◆ **Directive**: Each line from the one containing "Give me the" through the one containing "const y = v" is to be retyped exactly, both end lines included, and all other lines left out.

[START Records for the exercise]

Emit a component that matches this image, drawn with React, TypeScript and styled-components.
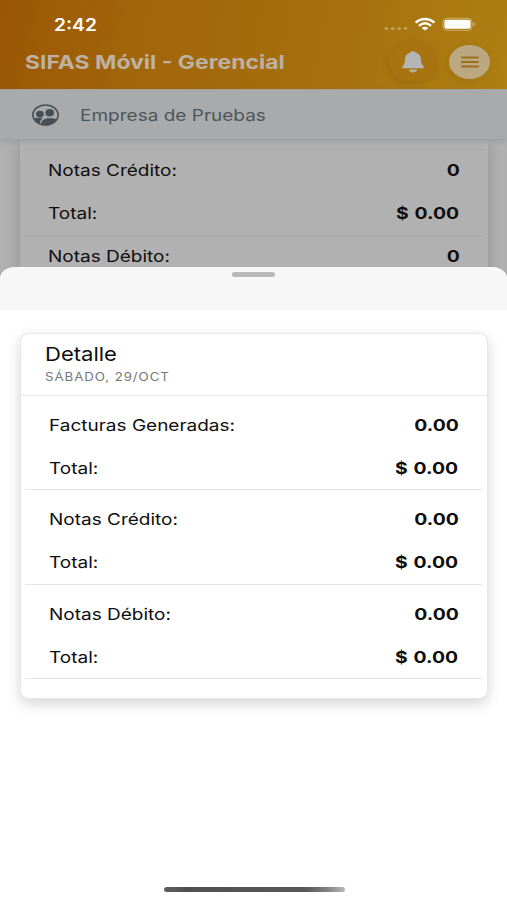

[END Records for the exercise]
[START Records for the exercise]

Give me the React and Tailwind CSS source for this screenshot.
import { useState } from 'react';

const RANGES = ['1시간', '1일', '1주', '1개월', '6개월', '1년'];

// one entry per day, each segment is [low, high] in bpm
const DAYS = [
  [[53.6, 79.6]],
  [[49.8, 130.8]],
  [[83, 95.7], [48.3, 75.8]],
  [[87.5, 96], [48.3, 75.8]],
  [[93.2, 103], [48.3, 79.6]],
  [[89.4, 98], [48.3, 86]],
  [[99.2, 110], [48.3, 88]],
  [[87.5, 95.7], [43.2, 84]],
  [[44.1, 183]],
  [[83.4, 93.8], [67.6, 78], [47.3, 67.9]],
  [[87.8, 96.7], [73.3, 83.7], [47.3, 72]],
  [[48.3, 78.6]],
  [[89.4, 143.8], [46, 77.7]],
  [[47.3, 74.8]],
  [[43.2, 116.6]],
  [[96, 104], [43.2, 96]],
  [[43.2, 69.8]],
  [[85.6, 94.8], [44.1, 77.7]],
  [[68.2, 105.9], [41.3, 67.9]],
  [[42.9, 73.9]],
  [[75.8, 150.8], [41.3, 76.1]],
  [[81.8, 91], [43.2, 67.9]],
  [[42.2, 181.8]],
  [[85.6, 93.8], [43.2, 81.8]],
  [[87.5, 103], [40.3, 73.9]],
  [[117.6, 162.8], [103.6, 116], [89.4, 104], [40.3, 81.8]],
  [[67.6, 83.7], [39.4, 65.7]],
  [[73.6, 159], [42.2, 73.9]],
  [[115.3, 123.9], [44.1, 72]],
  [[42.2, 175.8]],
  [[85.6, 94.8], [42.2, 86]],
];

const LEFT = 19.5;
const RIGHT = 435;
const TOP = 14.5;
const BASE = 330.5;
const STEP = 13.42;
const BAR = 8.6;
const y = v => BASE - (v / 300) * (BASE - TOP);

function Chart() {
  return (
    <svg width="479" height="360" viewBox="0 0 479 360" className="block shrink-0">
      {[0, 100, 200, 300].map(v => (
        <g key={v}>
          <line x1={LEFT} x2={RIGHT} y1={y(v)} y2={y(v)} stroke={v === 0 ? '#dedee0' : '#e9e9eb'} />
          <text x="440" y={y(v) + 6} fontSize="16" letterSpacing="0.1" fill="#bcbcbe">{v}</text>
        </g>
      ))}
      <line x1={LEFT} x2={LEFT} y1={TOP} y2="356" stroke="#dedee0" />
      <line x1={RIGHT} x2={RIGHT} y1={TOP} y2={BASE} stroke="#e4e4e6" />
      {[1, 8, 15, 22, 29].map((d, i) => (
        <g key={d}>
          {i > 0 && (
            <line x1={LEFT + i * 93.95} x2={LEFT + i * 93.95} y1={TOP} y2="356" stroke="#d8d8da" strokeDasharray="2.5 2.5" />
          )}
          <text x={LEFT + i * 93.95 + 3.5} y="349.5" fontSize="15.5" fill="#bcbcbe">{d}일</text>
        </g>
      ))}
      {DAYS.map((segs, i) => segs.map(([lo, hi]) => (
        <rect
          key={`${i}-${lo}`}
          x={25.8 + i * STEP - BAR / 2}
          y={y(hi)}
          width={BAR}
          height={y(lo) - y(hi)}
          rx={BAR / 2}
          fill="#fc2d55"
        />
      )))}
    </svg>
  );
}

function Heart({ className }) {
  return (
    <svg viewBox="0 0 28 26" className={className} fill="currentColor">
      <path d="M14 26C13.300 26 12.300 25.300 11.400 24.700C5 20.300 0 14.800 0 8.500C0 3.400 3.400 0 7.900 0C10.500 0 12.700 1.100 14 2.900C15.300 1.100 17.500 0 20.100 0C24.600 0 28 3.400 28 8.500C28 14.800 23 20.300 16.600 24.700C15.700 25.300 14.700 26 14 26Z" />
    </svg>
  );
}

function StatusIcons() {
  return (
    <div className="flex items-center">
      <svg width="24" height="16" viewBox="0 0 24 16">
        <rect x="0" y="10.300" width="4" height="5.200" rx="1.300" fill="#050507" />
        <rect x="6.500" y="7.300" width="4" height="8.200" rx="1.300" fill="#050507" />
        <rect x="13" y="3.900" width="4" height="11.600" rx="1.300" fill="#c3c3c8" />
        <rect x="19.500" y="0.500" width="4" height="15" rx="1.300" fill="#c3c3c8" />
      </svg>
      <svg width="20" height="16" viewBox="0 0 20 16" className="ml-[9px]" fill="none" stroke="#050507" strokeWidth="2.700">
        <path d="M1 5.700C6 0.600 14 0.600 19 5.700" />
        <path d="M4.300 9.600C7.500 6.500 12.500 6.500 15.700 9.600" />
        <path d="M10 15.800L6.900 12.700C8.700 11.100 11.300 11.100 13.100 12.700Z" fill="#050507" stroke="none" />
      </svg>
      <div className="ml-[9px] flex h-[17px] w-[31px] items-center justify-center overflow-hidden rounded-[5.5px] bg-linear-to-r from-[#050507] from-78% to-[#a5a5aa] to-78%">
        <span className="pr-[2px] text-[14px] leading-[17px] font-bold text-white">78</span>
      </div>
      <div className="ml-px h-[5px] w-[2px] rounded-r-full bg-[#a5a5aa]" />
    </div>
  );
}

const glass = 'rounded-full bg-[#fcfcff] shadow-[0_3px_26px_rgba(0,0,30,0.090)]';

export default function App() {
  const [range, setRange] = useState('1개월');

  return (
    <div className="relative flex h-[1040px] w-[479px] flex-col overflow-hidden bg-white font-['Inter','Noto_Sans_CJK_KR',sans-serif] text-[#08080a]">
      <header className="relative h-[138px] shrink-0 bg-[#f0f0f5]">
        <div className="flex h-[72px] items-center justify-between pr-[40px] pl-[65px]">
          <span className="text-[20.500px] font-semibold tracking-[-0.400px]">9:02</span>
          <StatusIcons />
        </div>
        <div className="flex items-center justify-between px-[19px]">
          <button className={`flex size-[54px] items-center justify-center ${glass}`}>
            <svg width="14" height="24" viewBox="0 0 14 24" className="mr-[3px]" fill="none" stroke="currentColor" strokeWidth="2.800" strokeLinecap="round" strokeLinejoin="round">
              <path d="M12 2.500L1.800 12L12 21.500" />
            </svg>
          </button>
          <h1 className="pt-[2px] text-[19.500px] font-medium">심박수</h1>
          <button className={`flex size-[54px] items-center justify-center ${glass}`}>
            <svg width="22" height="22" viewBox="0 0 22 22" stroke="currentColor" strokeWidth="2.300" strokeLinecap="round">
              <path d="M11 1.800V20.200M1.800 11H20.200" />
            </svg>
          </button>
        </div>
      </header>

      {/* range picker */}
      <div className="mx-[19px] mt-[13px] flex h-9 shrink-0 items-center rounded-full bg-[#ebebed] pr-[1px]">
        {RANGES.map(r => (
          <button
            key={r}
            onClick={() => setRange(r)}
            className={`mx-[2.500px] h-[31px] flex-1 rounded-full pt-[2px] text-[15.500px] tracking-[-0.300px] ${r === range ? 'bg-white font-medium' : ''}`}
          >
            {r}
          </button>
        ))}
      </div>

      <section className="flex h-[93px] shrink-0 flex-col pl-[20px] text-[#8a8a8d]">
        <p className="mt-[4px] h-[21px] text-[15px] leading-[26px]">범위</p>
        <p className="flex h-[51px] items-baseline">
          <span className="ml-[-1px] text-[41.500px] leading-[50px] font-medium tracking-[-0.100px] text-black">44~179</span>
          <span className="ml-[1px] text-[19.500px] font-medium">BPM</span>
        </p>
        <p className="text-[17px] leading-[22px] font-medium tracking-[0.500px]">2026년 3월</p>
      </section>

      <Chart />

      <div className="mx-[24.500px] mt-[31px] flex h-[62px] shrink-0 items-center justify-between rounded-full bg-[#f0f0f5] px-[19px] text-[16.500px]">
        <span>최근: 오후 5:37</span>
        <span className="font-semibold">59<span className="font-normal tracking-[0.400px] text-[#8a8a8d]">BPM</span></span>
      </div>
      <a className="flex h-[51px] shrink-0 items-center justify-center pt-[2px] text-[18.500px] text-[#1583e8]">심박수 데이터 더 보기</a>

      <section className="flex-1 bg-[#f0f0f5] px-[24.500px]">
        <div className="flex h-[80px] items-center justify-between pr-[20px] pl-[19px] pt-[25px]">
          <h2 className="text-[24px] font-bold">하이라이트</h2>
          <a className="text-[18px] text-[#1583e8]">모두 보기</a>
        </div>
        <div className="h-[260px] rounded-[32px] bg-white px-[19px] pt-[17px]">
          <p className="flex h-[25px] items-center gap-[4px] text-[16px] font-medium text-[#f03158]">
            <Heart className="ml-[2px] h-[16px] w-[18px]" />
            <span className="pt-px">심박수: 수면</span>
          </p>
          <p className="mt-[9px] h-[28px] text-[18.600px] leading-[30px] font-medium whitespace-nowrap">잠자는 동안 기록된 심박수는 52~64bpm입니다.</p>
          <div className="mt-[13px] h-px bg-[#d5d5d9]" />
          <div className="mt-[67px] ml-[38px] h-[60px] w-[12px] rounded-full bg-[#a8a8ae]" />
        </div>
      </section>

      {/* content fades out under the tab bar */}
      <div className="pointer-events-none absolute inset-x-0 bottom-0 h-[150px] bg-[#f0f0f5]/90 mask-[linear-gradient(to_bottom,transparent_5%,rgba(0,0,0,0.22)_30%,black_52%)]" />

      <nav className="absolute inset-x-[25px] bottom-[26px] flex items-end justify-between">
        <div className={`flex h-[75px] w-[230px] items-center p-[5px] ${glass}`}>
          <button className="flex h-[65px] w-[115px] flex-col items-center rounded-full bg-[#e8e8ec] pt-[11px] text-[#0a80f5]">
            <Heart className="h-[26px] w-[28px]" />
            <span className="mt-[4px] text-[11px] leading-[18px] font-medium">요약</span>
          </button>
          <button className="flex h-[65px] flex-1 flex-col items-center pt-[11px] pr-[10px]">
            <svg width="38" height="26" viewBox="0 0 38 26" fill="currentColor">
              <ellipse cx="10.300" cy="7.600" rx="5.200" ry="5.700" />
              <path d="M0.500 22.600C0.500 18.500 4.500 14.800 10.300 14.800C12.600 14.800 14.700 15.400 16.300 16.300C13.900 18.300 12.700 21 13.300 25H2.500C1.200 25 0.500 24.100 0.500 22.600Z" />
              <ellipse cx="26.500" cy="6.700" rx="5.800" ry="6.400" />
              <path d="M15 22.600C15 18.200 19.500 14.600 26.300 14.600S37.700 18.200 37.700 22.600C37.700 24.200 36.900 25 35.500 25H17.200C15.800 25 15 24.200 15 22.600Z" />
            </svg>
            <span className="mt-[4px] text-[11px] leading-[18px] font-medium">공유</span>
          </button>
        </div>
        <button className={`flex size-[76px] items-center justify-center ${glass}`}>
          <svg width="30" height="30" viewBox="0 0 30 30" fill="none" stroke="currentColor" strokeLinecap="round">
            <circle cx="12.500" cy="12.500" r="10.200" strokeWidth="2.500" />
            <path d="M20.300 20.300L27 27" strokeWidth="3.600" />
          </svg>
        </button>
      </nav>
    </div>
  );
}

[END Records for the exercise]

◆ **Solution to this problem**:
Give me the React and Tailwind CSS source for this screenshot.
import { useState } from 'react';

const RANGES = ['1시간', '1일', '1주', '1개월', '6개월', '1년'];

// one entry per day, each segment is [low, high] in bpm
const DAYS = [
  [[53.6, 79.6]],
  [[49.8, 130.8]],
  [[83, 95.7], [48.3, 75.8]],
  [[87.5, 96], [48.3, 75.8]],
  [[93.2, 103], [48.3, 79.6]],
  [[89.4, 98], [48.3, 86]],
  [[99.2, 110], [48.3, 88]],
  [[87.5, 95.7], [43.2, 84]],
  [[44.1, 183]],
  [[83.4, 93.8], [67.6, 78], [47.3, 67.9]],
  [[87.8, 96.7], [73.3, 83.7], [47.3, 72]],
  [[48.3, 78.6]],
  [[89.4, 143.8], [46, 77.7]],
  [[47.3, 74.8]],
  [[43.2, 116.6]],
  [[96, 104], [43.2, 96]],
  [[43.2, 69.8]],
  [[85.6, 94.8], [44.1, 77.7]],
  [[68.2, 105.9], [41.3, 67.9]],
  [[42.9, 73.9]],
  [[75.8, 150.8], [41.3, 76.1]],
  [[81.8, 91], [43.2, 67.9]],
  [[42.2, 181.8]],
  [[85.6, 93.8], [43.2, 81.8]],
  [[87.5, 103], [40.3, 73.9]],
  [[117.6, 162.8], [103.6, 116], [89.4, 104], [40.3, 81.8]],
  [[67.6, 83.7], [39.4, 65.7]],
  [[73.6, 159], [42.2, 73.9]],
  [[115.3, 123.9], [44.1, 72]],
  [[42.2, 175.8]],
  [[85.6, 94.8], [42.2, 86]],
];

const LEFT = 19.5;
const RIGHT = 435;
const TOP = 14.5;
const BASE = 330.5;
const STEP = 13.42;
const BAR = 8.6;
const y = v => BASE - (v / 300) * (BASE - TOP);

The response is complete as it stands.